En plus de faire l’effet d’une bouffée de liberté au sein de l’univers guindé des blockbusters qui nous veulent trop de bien (cf. le cas récent des Avengers où il n’arrive rien de grave à qui que ce soit parmi les héros), cette cruauté affirmée tient la route dans ce qui la fonde : non pas un cynisme moqueur, mais un rude pragmatisme pensant qu’il y a autant de motivations (souvent contraires) que d’individus, que l’instinct de survie est la seule chose qui soit réellement partagée, que le véritable héroïsme ne mène qu’à une mort certaine. Sur ces bases, de la même manière que l’humour est la politesse du désespoir, Prometheus fait du spectacle l’exutoire de son pessimisme. C’est tout le contraire d’une œuvre abattue : il s’en dégage de bout en bout une créativité bouillonnante, une énergie fantastique, une volonté farouche d’en découdre et de charger. Le tout porté par le talent retrouvé de Ridley Scott, auteur ici d’une symphonie visuelle ténébreuse et de toute beauté. Son sens du décor (extérieur comme intérieur, dans leur élaboration comme leur occupation) ; de l’action (les scènes concernées concilient à merveille violence et lisibilité) ; de l’usage des effets spéciaux (toujours saisissants, jamais ostentatoires) est admirable, et apporte à Prometheus l’efficacité formelle à même de le rendre irrésistible.

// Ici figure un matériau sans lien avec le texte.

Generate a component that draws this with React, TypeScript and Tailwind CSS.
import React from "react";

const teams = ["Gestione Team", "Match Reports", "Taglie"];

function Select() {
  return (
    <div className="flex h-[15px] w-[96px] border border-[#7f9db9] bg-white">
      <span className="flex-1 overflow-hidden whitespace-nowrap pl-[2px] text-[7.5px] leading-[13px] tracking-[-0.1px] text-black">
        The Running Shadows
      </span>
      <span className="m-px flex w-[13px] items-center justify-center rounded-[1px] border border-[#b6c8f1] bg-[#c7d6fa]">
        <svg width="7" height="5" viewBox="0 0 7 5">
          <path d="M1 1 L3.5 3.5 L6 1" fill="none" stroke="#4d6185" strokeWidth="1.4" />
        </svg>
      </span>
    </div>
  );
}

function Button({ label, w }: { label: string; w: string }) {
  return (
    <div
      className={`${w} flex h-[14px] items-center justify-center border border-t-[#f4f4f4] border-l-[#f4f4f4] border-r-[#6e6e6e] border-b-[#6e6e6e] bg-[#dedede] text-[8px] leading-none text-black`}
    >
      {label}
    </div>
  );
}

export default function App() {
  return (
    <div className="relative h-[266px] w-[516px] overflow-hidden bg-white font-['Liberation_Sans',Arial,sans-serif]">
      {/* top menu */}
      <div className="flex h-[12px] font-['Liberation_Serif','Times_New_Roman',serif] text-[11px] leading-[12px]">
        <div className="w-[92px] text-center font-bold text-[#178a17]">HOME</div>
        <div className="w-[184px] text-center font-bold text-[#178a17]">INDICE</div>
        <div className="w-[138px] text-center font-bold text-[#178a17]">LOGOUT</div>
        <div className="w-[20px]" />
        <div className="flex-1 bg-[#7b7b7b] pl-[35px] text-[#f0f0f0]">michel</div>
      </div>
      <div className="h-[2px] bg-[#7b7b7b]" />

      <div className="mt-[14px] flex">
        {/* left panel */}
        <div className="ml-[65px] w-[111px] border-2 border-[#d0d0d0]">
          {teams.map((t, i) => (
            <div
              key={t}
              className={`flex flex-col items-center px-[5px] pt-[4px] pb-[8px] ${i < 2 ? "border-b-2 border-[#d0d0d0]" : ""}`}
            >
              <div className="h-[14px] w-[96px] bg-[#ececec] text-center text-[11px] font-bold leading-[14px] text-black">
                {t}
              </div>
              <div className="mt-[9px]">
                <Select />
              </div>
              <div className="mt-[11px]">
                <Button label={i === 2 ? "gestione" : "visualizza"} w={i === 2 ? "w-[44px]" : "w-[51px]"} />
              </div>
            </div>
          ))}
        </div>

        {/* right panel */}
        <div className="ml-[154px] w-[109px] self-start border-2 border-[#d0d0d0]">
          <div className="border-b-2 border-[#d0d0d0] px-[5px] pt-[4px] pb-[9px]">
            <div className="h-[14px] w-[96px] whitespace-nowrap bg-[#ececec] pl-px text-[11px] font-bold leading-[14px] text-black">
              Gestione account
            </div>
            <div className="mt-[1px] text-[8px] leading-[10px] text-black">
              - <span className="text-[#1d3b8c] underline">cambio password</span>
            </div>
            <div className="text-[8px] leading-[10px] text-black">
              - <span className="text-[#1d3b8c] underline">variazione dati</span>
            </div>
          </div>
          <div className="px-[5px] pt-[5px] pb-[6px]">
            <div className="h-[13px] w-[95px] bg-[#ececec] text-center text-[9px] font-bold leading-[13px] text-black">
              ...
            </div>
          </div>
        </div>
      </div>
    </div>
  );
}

Le film coupe à travers les virages, tranche dans le vif des scènes d’exposition ou de suspension, se grise d’ellipses qui lui permettent de se propulser de sommet en sommet sans jamais redescendre dans la plaine. Et il a raison d’agir ainsi, quitte à faire une croix sur la profondeur des personnages et l’essor de leurs destins, car il n’est jamais à court de sommets formidables dans son vaste bac à sable, avec pour Everest l’incroyable séquence du MediPod. La mythologie Alien compose bien sûr l’essentiel du matériau de base, mais Prometheus va aussi piocher un peu partout dans la S-F des motifs et des références qui l’inspirent. De tous ces brins d’ADN venant d’Alien et d’ailleurs, il propose un réagencement à sa sauce, une chimère déraisonnable et instable – jamais fixé, le récit passe son temps à se désagréger pour renaître sous une autre forme tout aussi éphémère. On assiste au déroulement non entravé, à la fois terriblement grisant et inquiétant, de l’expérimentation d’un savant fou ; par exemple un de ces « Ingénieurs » qui habitent le film. Ainsi la rupture est consommée avec la série des Alien, puisque contrairement à ceux-ci Prometheus n’épouse pas un point de vue humain mais extraterrestre, et ennemi.